A Kid’s Guide to Talking to Grown-Ups


In a perfect world, your third-grader would greet grown-ups with enthusiasm and be the ever-so-helpful guest at every birthday party and play date. But interacting with adults can be daunting when you’re a kid — especially if you’re not sure what big people want.

You can help your child make his way in the grown-up world by providing guidance about what sort of behaviors adults like best in kids and providing opportunities for him to practice those mannerisms at home. Not only will your child be well received by his friends’ parents and his teachers and coaches, the skills he’ll learn now will stick with him throughout life.

As a grown-up, you have the inside scoop as to what traits adults find endearing — and irritating — in kids. Here are some tips to help pass on this useful knowledge to your child.


Saying Hello

Meeting someone new, particularly a grown-up, can be intimidating for children (we’re bigger, after all, and we have the power to force them to eat broccoli). But you can remove a little of that fear factor by equipping your child with certain basic social skills.

By now, your child is old enough to introduce herself with a smile, make eye contact, voice an understandable greeting and shake a hand, says Dianne Marsch, director of The Etiquette School of the Carolinas in North Myrtle Beach, SC. Have your child practice her greetings first with you and then with other familiar adults, such as neighbors or a grandparent.

If your child’s too shy to make eye contact, suggest she zone in, instead, on the adult’s nose. “You can’t tell the difference,” says Marsch.

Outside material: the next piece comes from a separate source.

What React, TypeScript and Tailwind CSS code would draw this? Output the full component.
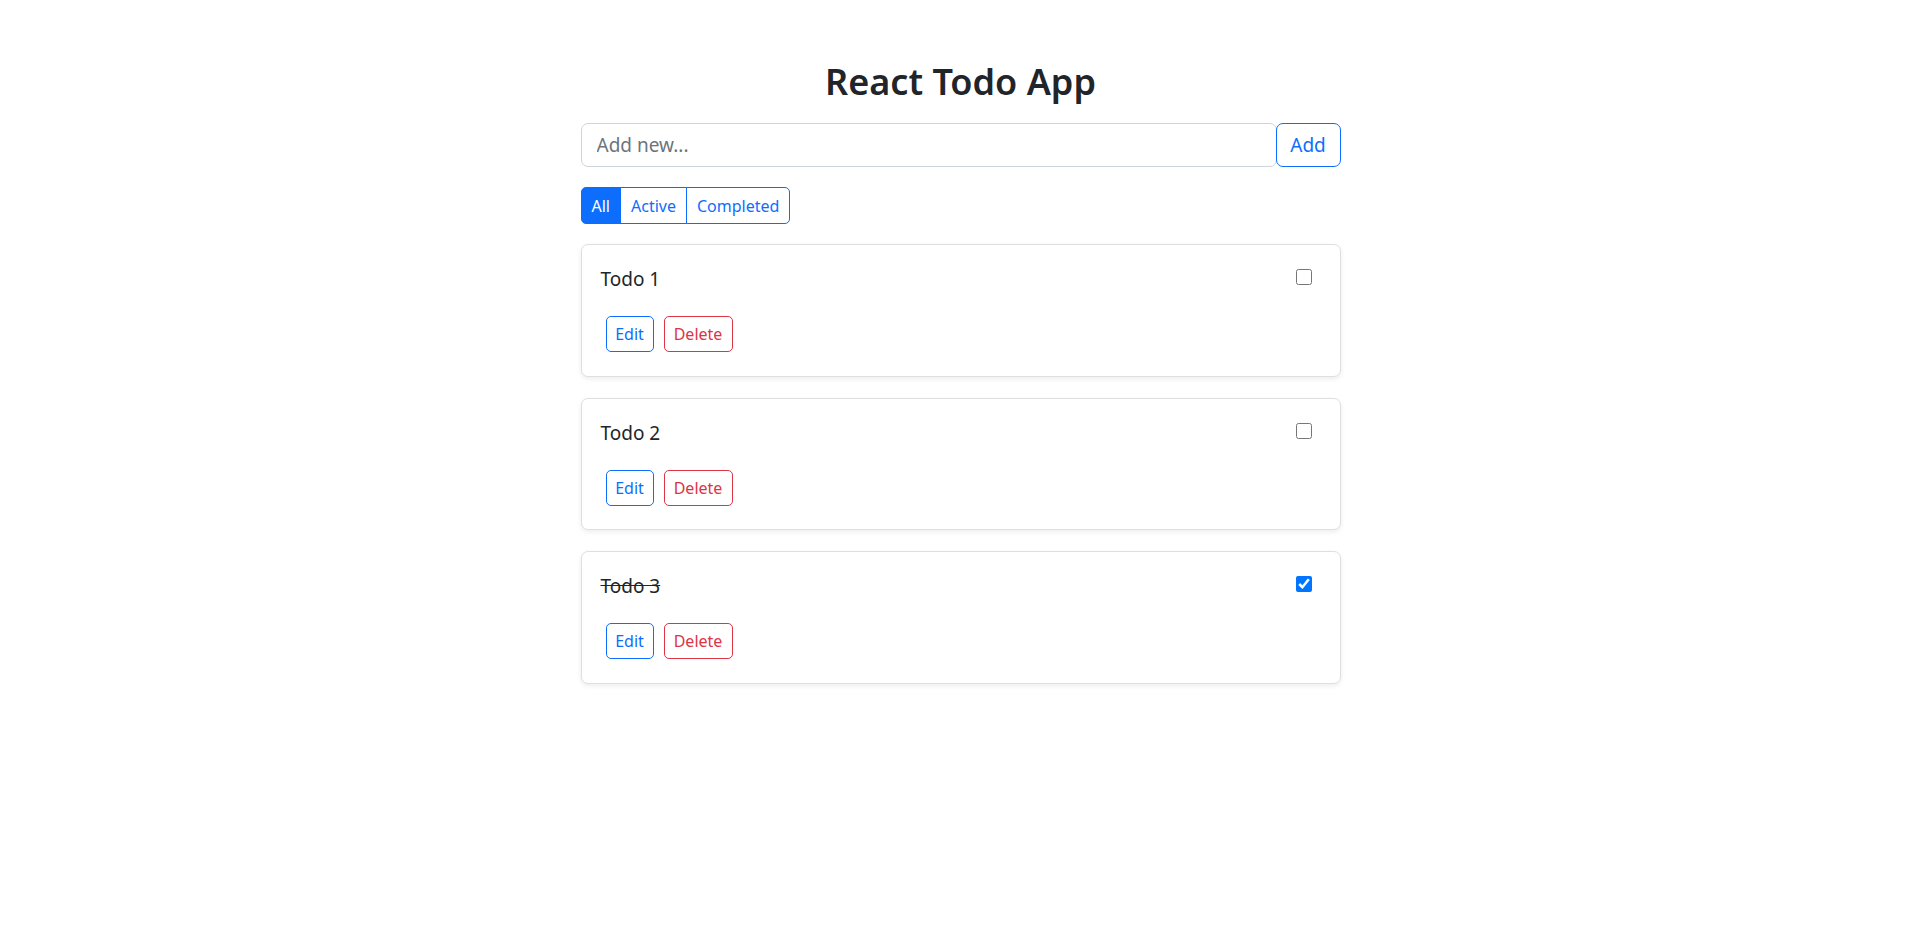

By taking the time to properly make an adult’s acquaintance instead of hastily waving hi and zooming off to play, your child will make a positive first impression.


Addressing Adults

How your kids refer to adults (Mrs. Smith, Ms. Julie or Julie) often is a matter of preference — yours, as well as the other adult. Growing up, most of us wouldn’t have dreamed of calling our parents’ friends Susan or Bob; yet today’s many kids appear to be on a first-name basis with almost everyone.

If you prefer your children not use first names, regardless of the adult’s preference, teach your child to respond with, “Thank you. But my parents prefer I call you Mrs. Smith.”


Talking to Authority Figures

Even if your child adores his teacher, he still may be hesitant to ask her a question or admit he needs help with a subject. “Kids this age can feel it’s not their place to address an adult authority figure, like a teacher or coach. They need parental permission and guidance to build up the confidence to do so,” says Michele Borba, author of “Twelve Simple Secrets Real Moms Know: Getting Back to Basics and Raising Happy Kids.”

If your son brings home a math paper riddled with mistakes because he was too afraid to ask the teacher to explain the directions again, don’t shoot off an e-mail to the teacher on his behalf. Instead, encourage your child to discuss the situation with his teacher. Practice what he should say and remind him of some simple courtesy rules: Don’t interrupt her when she’s talking or busy, and always say “thank you.”


Hanging Out With a Friend’s Parents

If your child wants to be invited back to a friend’s house, or better yet, get asked to join the family on fun outings, her behavior needs to go above and beyond the expected niceties, like saying “please” and “thank you.”

If she’s staying for dinner, remind her to offer to help set and clear the table, as well as compliment the chef for the tasty meal. She can earn bonus points by picking toys before leaving, as well as thanking the parents for having her over to their home.

No doubt you’d enjoy having this polite helper in your house, too — and you can — simply by setting up lots of opportunities for her to practice her grown-up social skills at home.


Jeannette Moninger of Denver, Colo., is a freelance writer and mother of 9-year-old twin boys. Visit her online at www.jmoninger.com.



Beyond ‘Yes’ and ‘No’

Let’s face it: Kids who can hold their own while conversing with adults are simply more pleasurable and fun to have around. If you’d like for your child to go beyond monosyllabic answers when talking to adults, teach him these conversational building blocks.


1. Think in threes. For every question an adult asks, your child should be able to say three things about the subject. “Do you play soccer?” might evoke such an answer as, “Yes. I play center. My team’s name is the Orange Crush. We practice every Tuesday and play games on Saturday.”

2. Add on. The word “because” is a natural way to expand dialog. A child answering the above soccer question might add, “I love soccer, because I get to run and kick the ball. It’s fun to play because I can get dirty.”

3. Ask questions. Grown-ups aren’t the only ones allowed to be inquisitive. By asking questions — “Did you play soccer when you were a kid?” — your child is actively engaging in the conversation while showing an interest in the adult.